→ **Provided data**:
***

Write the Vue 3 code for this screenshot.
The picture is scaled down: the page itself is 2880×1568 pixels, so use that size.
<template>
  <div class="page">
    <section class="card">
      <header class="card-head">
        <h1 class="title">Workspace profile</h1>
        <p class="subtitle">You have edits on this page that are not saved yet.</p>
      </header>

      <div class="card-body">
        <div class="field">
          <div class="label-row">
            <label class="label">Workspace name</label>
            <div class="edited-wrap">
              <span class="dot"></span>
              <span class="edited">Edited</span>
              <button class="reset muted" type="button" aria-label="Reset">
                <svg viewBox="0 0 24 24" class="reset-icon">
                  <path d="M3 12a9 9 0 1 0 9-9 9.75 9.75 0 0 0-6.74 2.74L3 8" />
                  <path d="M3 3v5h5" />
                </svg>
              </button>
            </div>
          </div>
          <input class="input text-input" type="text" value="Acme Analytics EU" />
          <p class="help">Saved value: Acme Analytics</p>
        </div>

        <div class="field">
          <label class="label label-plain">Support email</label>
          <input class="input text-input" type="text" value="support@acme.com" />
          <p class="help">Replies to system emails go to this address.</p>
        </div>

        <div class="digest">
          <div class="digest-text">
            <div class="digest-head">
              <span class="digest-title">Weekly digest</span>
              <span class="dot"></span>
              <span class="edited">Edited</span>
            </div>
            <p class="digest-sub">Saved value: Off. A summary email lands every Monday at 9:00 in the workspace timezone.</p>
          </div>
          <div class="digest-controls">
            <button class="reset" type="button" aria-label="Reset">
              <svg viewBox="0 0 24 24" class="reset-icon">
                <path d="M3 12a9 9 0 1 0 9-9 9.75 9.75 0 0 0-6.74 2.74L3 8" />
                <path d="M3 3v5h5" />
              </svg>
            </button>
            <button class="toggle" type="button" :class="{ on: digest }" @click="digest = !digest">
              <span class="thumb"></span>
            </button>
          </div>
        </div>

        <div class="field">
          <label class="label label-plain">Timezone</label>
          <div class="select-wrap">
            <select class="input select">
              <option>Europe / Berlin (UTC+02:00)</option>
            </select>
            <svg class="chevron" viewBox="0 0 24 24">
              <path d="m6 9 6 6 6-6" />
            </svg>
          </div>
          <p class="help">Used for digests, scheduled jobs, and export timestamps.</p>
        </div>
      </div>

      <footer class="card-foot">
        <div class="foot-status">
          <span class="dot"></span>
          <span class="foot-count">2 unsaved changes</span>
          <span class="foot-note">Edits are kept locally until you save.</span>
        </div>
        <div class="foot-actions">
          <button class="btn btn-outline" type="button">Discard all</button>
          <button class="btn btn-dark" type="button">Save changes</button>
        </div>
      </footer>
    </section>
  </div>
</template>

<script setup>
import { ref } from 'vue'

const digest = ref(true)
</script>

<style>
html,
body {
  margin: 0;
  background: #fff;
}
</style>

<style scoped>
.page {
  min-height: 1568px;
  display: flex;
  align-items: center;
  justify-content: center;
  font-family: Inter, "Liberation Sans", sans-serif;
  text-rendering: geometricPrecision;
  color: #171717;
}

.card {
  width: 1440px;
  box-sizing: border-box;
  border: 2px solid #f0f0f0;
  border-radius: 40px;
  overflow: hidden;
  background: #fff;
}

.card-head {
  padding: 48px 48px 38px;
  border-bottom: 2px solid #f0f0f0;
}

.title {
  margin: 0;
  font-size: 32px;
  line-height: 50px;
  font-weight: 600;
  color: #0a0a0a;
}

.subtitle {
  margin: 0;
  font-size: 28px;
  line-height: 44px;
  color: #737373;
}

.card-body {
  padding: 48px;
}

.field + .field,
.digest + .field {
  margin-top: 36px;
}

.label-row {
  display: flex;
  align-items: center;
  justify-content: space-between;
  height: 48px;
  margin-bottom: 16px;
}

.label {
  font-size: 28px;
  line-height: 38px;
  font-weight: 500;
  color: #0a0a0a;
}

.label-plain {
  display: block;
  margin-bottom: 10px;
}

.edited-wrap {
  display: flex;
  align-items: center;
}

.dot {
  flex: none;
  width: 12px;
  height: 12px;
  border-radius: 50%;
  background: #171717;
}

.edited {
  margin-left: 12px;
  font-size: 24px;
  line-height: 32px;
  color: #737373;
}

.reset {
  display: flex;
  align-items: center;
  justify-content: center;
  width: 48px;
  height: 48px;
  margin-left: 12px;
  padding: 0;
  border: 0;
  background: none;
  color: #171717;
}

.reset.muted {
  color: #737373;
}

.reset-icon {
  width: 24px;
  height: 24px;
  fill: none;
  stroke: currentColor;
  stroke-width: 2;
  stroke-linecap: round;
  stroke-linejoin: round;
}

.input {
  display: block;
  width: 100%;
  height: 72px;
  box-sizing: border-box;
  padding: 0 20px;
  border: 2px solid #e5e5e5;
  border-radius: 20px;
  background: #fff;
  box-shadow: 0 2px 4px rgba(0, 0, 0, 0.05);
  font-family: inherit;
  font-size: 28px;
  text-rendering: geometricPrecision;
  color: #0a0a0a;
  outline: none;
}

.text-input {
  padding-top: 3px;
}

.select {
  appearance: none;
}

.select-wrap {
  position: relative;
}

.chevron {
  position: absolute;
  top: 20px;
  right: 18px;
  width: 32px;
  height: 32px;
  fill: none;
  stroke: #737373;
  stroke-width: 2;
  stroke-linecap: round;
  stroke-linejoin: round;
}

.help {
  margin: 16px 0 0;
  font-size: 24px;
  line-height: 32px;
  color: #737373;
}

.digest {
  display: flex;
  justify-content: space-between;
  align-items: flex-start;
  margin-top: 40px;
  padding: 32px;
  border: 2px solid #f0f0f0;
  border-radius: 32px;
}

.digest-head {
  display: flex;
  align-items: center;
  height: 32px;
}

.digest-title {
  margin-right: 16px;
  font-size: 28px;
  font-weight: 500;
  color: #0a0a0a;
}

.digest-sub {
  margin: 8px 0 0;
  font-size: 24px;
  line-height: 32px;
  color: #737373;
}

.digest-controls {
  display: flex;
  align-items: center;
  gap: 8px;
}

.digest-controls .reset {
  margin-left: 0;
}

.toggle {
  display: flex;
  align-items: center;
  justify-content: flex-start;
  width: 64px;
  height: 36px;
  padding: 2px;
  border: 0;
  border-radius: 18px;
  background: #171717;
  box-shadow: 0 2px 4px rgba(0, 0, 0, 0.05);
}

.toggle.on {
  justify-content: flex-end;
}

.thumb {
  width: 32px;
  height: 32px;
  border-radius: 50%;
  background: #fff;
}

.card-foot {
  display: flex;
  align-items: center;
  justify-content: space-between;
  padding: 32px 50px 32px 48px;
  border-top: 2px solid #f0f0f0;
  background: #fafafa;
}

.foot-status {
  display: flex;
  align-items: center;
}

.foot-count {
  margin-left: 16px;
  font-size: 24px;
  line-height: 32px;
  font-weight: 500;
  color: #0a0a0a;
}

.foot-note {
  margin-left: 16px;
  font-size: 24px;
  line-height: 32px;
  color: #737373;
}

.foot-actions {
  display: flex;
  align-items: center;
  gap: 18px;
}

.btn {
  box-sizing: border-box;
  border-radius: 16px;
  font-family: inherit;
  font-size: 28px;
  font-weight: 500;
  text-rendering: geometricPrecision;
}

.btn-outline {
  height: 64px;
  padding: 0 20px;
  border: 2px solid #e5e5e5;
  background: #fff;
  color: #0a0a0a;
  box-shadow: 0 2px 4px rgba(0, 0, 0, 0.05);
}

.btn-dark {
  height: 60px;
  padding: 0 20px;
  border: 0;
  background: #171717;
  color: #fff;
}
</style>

***

→ **Request**: From the first line to the last, retype the data exactly.

→ **Result of the task**:
Write the Vue 3 code for this screenshot.
The picture is scaled down: the page itself is 2880×1568 pixels, so use that size.
<template>
  <div class="page">
    <section class="card">
      <header class="card-head">
        <h1 class="title">Workspace profile</h1>
        <p class="subtitle">You have edits on this page that are not saved yet.</p>
      </header>

      <div class="card-body">
        <div class="field">
          <div class="label-row">
            <label class="label">Workspace name</label>
            <div class="edited-wrap">
              <span class="dot"></span>
              <span class="edited">Edited</span>
              <button class="reset muted" type="button" aria-label="Reset">
                <svg viewBox="0 0 24 24" class="reset-icon">
                  <path d="M3 12a9 9 0 1 0 9-9 9.75 9.75 0 0 0-6.74 2.74L3 8" />
                  <path d="M3 3v5h5" />
                </svg>
              </button>
            </div>
          </div>
          <input class="input text-input" type="text" value="Acme Analytics EU" />
          <p class="help">Saved value: Acme Analytics</p>
        </div>

        <div class="field">
          <label class="label label-plain">Support email</label>
          <input class="input text-input" type="text" value="support@acme.com" />
          <p class="help">Replies to system emails go to this address.</p>
        </div>

        <div class="digest">
          <div class="digest-text">
            <div class="digest-head">
              <span class="digest-title">Weekly digest</span>
              <span class="dot"></span>
              <span class="edited">Edited</span>
            </div>
            <p class="digest-sub">Saved value: Off. A summary email lands every Monday at 9:00 in the workspace timezone.</p>
          </div>
          <div class="digest-controls">
            <button class="reset" type="button" aria-label="Reset">
              <svg viewBox="0 0 24 24" class="reset-icon">
                <path d="M3 12a9 9 0 1 0 9-9 9.75 9.75 0 0 0-6.74 2.74L3 8" />
                <path d="M3 3v5h5" />
              </svg>
            </button>
            <button class="toggle" type="button" :class="{ on: digest }" @click="digest = !digest">
              <span class="thumb"></span>
            </button>
          </div>
        </div>

        <div class="field">
          <label class="label label-plain">Timezone</label>
          <div class="select-wrap">
            <select class="input select">
              <option>Europe / Berlin (UTC+02:00)</option>
            </select>
            <svg class="chevron" viewBox="0 0 24 24">
              <path d="m6 9 6 6 6-6" />
            </svg>
          </div>
          <p class="help">Used for digests, scheduled jobs, and export timestamps.</p>
        </div>
      </div>

      <footer class="card-foot">
        <div class="foot-status">
          <span class="dot"></span>
          <span class="foot-count">2 unsaved changes</span>
          <span class="foot-note">Edits are kept locally until you save.</span>
        </div>
        <div class="foot-actions">
          <button class="btn btn-outline" type="button">Discard all</button>
          <button class="btn btn-dark" type="button">Save changes</button>
        </div>
      </footer>
    </section>
  </div>
</template>

<script setup>
import { ref } from 'vue'

const digest = ref(true)
</script>

<style>
html,
body {
  margin: 0;
  background: #fff;
}
</style>

<style scoped>
.page {
  min-height: 1568px;
  display: flex;
  align-items: center;
  justify-content: center;
  font-family: Inter, "Liberation Sans", sans-serif;
  text-rendering: geometricPrecision;
  color: #171717;
}

.card {
  width: 1440px;
  box-sizing: border-box;
  border: 2px solid #f0f0f0;
  border-radius: 40px;
  overflow: hidden;
  background: #fff;
}

.card-head {
  padding: 48px 48px 38px;
  border-bottom: 2px solid #f0f0f0;
}

.title {
  margin: 0;
  font-size: 32px;
  line-height: 50px;
  font-weight: 600;
  color: #0a0a0a;
}

.subtitle {
  margin: 0;
  font-size: 28px;
  line-height: 44px;
  color: #737373;
}

.card-body {
  padding: 48px;
}

.field + .field,
.digest + .field {
  margin-top: 36px;
}

.label-row {
  display: flex;
  align-items: center;
  justify-content: space-between;
  height: 48px;
  margin-bottom: 16px;
}

.label {
  font-size: 28px;
  line-height: 38px;
  font-weight: 500;
  color: #0a0a0a;
}

.label-plain {
  display: block;
  margin-bottom: 10px;
}

.edited-wrap {
  display: flex;
  align-items: center;
}

.dot {
  flex: none;
  width: 12px;
  height: 12px;
  border-radius: 50%;
  background: #171717;
}

.edited {
  margin-left: 12px;
  font-size: 24px;
  line-height: 32px;
  color: #737373;
}

.reset {
  display: flex;
  align-items: center;
  justify-content: center;
  width: 48px;
  height: 48px;
  margin-left: 12px;
  padding: 0;
  border: 0;
  background: none;
  color: #171717;
}

.reset.muted {
  color: #737373;
}

.reset-icon {
  width: 24px;
  height: 24px;
  fill: none;
  stroke: currentColor;
  stroke-width: 2;
  stroke-linecap: round;
  stroke-linejoin: round;
}

.input {
  display: block;
  width: 100%;
  height: 72px;
  box-sizing: border-box;
  padding: 0 20px;
  border: 2px solid #e5e5e5;
  border-radius: 20px;
  background: #fff;
  box-shadow: 0 2px 4px rgba(0, 0, 0, 0.05);
  font-family: inherit;
  font-size: 28px;
  text-rendering: geometricPrecision;
  color: #0a0a0a;
  outline: none;
}

.text-input {
  padding-top: 3px;
}

.select {
  appearance: none;
}

.select-wrap {
  position: relative;
}

.chevron {
  position: absolute;
  top: 20px;
  right: 18px;
  width: 32px;
  height: 32px;
  fill: none;
  stroke: #737373;
  stroke-width: 2;
  stroke-linecap: round;
  stroke-linejoin: round;
}

.help {
  margin: 16px 0 0;
  font-size: 24px;
  line-height: 32px;
  color: #737373;
}

.digest {
  display: flex;
  justify-content: space-between;
  align-items: flex-start;
  margin-top: 40px;
  padding: 32px;
  border: 2px solid #f0f0f0;
  border-radius: 32px;
}

.digest-head {
  display: flex;
  align-items: center;
  height: 32px;
}

.digest-title {
  margin-right: 16px;
  font-size: 28px;
  font-weight: 500;
  color: #0a0a0a;
}

.digest-sub {
  margin: 8px 0 0;
  font-size: 24px;
  line-height: 32px;
  color: #737373;
}

.digest-controls {
  display: flex;
  align-items: center;
  gap: 8px;
}

.digest-controls .reset {
  margin-left: 0;
}

.toggle {
  display: flex;
  align-items: center;
  justify-content: flex-start;
  width: 64px;
  height: 36px;
  padding: 2px;
  border: 0;
  border-radius: 18px;
  background: #171717;
  box-shadow: 0 2px 4px rgba(0, 0, 0, 0.05);
}

.toggle.on {
  justify-content: flex-end;
}

.thumb {
  width: 32px;
  height: 32px;
  border-radius: 50%;
  background: #fff;
}

.card-foot {
  display: flex;
  align-items: center;
  justify-content: space-between;
  padding: 32px 50px 32px 48px;
  border-top: 2px solid #f0f0f0;
  background: #fafafa;
}

.foot-status {
  display: flex;
  align-items: center;
}

.foot-count {
  margin-left: 16px;
  font-size: 24px;
  line-height: 32px;
  font-weight: 500;
  color: #0a0a0a;
}

.foot-note {
  margin-left: 16px;
  font-size: 24px;
  line-height: 32px;
  color: #737373;
}

.foot-actions {
  display: flex;
  align-items: center;
  gap: 18px;
}

.btn {
  box-sizing: border-box;
  border-radius: 16px;
  font-family: inherit;
  font-size: 28px;
  font-weight: 500;
  text-rendering: geometricPrecision;
}

.btn-outline {
  height: 64px;
  padding: 0 20px;
  border: 2px solid #e5e5e5;
  background: #fff;
  color: #0a0a0a;
  box-shadow: 0 2px 4px rgba(0, 0, 0, 0.05);
}

.btn-dark {
  height: 60px;
  padding: 0 20px;
  border: 0;
  background: #171717;
  color: #fff;
}
</style>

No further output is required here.